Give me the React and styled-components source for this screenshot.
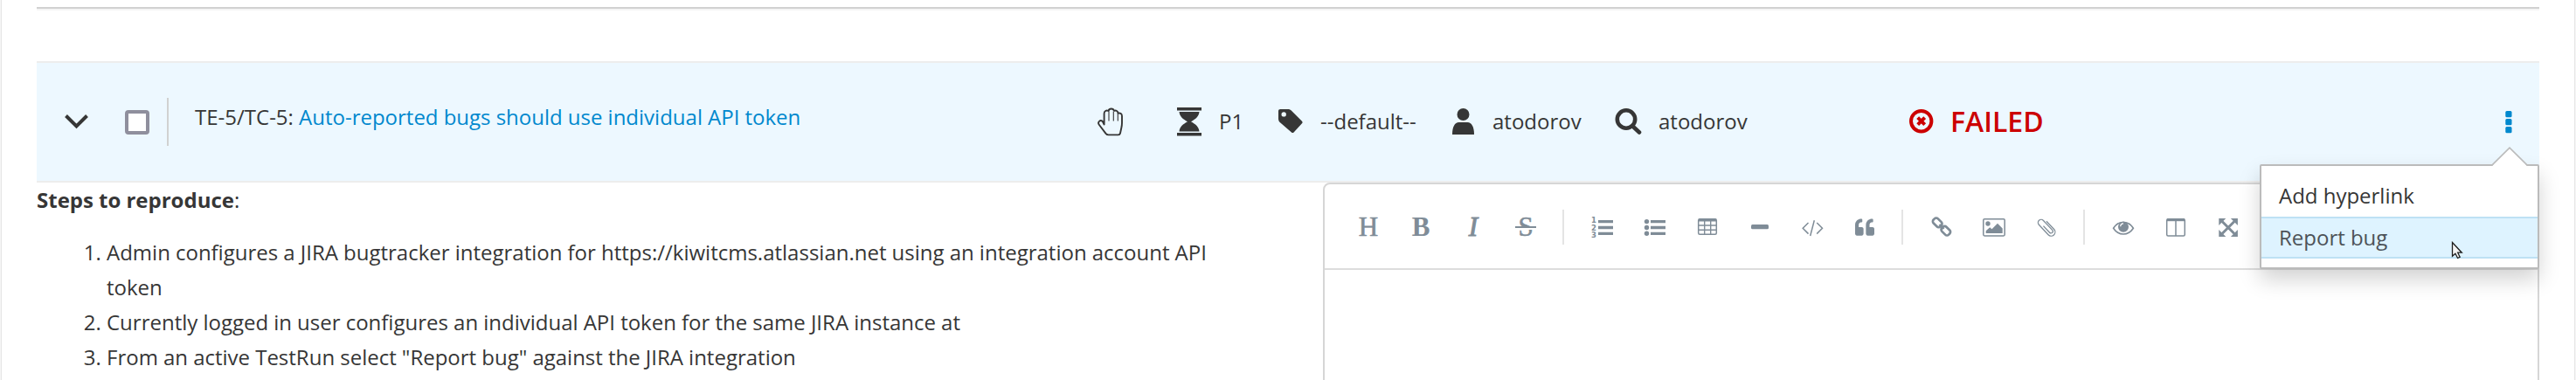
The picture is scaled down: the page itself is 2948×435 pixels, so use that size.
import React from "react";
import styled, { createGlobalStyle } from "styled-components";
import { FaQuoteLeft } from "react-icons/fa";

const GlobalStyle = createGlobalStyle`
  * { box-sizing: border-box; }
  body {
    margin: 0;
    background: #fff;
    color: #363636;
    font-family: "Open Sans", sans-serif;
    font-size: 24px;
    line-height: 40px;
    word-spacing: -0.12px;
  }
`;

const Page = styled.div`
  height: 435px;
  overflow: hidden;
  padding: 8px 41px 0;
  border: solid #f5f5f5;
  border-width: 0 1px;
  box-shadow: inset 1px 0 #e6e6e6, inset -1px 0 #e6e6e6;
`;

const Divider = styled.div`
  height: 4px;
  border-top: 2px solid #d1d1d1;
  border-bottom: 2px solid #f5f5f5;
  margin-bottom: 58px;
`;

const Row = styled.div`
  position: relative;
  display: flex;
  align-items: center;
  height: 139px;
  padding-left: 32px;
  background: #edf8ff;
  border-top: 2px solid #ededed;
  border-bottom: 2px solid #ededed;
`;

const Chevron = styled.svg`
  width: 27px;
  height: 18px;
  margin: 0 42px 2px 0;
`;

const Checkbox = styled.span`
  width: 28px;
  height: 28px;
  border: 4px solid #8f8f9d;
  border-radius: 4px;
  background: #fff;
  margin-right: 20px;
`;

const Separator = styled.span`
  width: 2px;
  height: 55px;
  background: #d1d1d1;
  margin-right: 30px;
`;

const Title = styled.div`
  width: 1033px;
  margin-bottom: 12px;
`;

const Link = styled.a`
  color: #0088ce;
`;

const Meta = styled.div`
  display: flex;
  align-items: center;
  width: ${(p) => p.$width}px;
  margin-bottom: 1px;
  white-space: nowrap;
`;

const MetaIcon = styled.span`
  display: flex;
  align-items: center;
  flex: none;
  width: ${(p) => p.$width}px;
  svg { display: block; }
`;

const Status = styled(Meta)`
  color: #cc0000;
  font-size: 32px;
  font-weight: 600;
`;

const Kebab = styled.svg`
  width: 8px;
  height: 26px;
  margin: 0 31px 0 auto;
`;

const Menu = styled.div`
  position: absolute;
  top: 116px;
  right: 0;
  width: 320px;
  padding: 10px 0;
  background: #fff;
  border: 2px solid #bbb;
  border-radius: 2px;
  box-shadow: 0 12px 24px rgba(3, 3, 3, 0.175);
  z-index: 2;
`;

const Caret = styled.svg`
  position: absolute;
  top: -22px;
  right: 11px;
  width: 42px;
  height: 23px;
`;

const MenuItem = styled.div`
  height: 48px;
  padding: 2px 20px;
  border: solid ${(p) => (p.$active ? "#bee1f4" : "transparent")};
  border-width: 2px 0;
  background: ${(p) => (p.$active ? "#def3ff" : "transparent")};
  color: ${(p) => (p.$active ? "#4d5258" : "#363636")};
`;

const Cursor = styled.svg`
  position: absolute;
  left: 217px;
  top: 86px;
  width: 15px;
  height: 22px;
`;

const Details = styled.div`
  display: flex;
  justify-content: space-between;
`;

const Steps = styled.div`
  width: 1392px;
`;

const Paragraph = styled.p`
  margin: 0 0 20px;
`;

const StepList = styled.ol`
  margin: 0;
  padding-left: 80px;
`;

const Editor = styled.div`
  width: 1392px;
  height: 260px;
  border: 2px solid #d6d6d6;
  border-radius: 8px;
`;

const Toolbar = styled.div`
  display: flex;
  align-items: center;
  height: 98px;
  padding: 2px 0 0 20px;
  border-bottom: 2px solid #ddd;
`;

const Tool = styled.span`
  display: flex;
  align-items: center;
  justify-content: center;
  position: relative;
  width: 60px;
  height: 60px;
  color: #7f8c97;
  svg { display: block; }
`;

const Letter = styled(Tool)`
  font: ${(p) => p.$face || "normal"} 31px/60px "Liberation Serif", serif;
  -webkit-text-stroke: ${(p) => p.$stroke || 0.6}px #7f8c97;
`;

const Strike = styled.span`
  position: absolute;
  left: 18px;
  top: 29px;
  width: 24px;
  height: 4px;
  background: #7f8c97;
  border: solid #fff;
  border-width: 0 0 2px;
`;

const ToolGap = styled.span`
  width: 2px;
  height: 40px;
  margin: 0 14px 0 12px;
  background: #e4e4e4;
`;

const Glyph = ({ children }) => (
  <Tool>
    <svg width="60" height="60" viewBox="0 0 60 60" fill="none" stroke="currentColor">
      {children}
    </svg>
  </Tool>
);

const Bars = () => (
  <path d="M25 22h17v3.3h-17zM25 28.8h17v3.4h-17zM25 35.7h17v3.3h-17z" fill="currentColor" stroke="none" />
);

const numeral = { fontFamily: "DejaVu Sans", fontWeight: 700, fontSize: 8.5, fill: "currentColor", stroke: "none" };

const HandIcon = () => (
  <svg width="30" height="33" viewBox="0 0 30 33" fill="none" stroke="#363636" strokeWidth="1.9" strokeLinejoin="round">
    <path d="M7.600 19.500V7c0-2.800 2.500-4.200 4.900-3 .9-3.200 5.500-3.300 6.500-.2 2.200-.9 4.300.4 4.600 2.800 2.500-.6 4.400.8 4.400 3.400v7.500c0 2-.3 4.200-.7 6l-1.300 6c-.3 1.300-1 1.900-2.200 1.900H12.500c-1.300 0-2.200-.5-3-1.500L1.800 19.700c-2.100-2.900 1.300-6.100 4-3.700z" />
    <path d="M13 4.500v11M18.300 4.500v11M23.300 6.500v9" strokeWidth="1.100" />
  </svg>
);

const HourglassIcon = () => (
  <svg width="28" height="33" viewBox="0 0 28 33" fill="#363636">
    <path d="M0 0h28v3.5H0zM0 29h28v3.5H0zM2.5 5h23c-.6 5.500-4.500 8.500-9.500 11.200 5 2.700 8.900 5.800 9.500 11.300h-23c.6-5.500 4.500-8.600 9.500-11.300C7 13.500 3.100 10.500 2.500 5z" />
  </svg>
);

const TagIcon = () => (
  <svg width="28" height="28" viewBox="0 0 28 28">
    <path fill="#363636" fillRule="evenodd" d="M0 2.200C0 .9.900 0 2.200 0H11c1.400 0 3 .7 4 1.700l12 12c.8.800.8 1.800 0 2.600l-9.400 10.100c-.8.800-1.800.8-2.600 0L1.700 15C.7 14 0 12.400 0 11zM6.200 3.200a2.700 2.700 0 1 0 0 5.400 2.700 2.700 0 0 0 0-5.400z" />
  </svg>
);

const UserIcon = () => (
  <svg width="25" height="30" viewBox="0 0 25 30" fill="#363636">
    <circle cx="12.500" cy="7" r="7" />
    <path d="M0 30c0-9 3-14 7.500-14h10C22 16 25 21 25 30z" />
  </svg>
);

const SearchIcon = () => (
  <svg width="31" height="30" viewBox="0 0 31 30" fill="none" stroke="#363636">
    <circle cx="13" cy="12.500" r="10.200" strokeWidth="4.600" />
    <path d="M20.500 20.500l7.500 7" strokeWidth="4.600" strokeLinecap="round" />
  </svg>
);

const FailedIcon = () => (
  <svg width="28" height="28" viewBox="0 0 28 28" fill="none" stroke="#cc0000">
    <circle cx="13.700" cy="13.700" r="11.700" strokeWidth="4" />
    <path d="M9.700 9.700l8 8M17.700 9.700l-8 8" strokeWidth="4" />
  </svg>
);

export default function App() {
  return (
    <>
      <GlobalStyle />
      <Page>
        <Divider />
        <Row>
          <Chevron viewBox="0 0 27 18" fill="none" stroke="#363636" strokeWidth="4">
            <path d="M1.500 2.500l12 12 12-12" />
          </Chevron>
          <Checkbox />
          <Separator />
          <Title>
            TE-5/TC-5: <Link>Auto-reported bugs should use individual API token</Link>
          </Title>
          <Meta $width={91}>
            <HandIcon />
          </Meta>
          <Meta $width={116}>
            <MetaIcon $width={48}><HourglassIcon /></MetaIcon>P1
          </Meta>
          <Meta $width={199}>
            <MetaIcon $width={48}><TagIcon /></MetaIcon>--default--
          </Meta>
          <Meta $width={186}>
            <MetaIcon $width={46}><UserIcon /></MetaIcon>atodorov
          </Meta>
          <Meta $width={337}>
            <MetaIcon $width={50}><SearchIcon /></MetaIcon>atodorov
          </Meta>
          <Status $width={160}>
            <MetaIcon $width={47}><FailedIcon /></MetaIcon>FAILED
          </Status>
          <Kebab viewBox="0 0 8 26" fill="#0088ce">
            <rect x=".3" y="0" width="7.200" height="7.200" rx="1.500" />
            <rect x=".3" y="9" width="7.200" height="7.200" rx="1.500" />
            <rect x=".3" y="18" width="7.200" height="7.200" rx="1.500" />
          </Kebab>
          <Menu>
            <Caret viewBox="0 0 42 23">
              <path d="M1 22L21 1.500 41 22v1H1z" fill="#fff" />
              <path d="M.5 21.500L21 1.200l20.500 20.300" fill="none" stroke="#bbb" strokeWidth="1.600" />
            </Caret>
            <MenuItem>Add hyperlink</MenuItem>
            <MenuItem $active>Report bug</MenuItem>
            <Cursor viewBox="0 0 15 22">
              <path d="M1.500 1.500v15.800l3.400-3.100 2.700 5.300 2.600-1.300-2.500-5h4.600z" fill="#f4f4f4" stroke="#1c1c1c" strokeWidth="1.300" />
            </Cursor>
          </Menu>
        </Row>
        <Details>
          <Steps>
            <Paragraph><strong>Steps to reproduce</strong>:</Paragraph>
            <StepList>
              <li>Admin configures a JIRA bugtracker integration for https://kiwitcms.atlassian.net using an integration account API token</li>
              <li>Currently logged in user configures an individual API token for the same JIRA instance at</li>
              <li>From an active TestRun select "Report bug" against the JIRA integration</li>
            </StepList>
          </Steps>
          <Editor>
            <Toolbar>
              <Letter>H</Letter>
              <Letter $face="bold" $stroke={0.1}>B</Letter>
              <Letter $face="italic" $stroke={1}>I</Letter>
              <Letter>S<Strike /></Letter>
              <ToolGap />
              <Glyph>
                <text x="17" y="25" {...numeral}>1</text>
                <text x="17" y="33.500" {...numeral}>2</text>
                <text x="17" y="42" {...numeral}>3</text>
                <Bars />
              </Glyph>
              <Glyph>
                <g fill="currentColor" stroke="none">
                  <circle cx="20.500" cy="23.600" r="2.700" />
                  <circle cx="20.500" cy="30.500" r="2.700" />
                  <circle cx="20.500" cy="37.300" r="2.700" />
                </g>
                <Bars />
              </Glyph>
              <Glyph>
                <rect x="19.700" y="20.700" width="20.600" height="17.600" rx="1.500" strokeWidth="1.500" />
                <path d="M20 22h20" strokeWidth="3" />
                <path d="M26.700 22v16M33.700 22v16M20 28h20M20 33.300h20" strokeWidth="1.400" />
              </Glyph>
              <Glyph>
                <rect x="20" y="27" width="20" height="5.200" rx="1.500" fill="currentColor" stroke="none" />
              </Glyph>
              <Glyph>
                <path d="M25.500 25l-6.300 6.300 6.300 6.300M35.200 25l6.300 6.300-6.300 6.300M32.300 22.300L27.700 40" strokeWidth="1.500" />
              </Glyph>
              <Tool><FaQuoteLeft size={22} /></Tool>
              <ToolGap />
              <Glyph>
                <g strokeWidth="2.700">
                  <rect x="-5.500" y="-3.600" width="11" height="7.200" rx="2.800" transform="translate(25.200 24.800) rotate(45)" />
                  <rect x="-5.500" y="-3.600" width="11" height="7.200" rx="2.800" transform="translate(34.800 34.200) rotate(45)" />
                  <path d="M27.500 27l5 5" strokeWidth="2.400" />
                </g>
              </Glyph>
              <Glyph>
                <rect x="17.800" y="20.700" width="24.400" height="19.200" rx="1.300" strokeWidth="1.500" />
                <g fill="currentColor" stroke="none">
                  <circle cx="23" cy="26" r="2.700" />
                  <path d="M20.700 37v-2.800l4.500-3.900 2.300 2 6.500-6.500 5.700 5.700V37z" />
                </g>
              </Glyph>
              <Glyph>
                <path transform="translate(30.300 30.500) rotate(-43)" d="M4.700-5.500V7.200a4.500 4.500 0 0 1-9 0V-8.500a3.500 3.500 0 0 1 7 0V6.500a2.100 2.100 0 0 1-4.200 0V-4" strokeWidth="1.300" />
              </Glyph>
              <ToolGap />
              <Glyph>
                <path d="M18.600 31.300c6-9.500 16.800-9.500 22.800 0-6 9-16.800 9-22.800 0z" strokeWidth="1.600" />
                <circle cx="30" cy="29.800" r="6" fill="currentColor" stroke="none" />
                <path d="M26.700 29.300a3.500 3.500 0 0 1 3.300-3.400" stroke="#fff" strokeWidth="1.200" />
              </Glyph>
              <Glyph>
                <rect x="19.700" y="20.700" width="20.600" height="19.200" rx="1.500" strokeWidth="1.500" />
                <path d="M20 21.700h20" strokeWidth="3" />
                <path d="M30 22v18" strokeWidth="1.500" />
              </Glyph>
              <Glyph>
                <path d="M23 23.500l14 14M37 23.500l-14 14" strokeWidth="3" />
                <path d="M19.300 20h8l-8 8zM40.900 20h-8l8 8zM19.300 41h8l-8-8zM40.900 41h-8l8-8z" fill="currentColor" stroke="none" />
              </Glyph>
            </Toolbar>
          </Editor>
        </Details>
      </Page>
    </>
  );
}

·····

* _Aim of the exercise_:
Read the lines above. Gather those in which the string "components" is found.

* _Task answer_:
Give me the React and styled-components source for this screenshot.
import styled, { createGlobalStyle } from "styled-components";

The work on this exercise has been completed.